The fact that one of India’s most densely populated and thriving urban hubs is experiencing slow turnaround in businesses is down to the fact that there are several restrictions out in place.
So what are these?
There’s not only a restriction on the menu
There’s also a restriction on the number of guests
And, resultantly, a combination of the above has hampered the growth so much so that when compared to the pre-Pandemic lockdown era, current business recoveries in hotels and restaurant space is only 30 percent.
That being told, here’s what Sherry Bhatia, President of Hotel and Restaurant Association of Western India had to say on the subject:
“Our clients still do not have the confidence as they still fear Covid-19 virus infection. We are getting hardly 30% of the business, but this will eventually improve with time.”
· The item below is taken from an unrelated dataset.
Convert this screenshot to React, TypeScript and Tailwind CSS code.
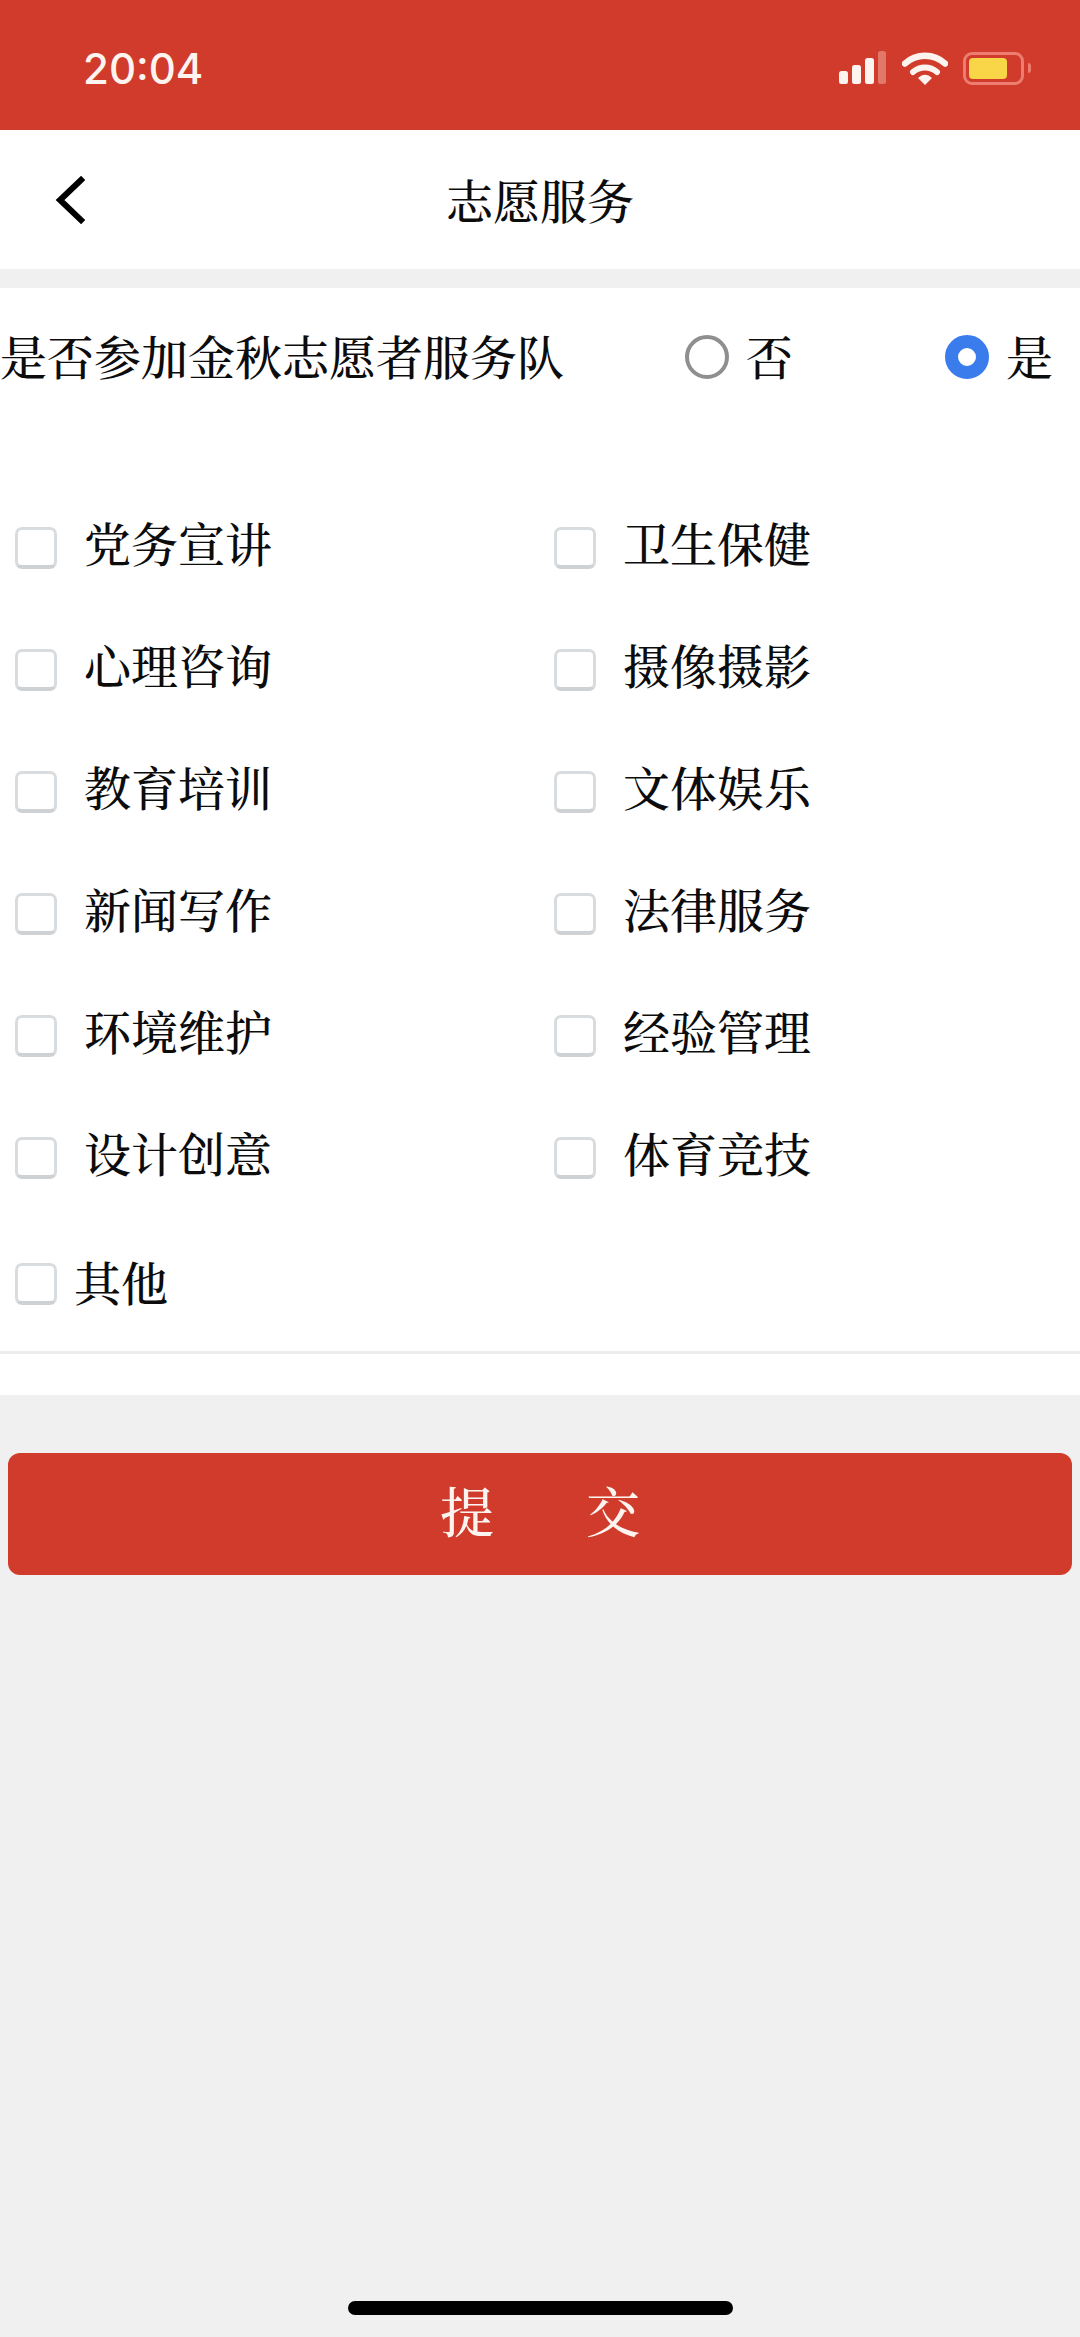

Meanwhile, the underwhelming response in the post-COVID era is also being felt by hoteliers, with Pritam Hotels’ Gurbaxish Singh Kohli (who happens to be the director) saying, “Since travelling is restricted, we have lost a big clientele in this bargain. In addition, since we are operating within 33-50% of total capacity, this is also impacting our business.”
To take stock of the entirety of the situation, here’s what must be paid attention to and actually explains the woeful business scenario:
There are, approximately, 4 lakh hotels and restaurants in the city. Now of these many, only 30 percent have resumed their operations.
Now, if that does not tell us why there’s a reason for concern and why there’s much pressure being felt, then one wonders what ever will?
Surely, the city has seen better days in the past. Also, there’s hope for ‘Acche Din’ to return for a lively space, sooner than later.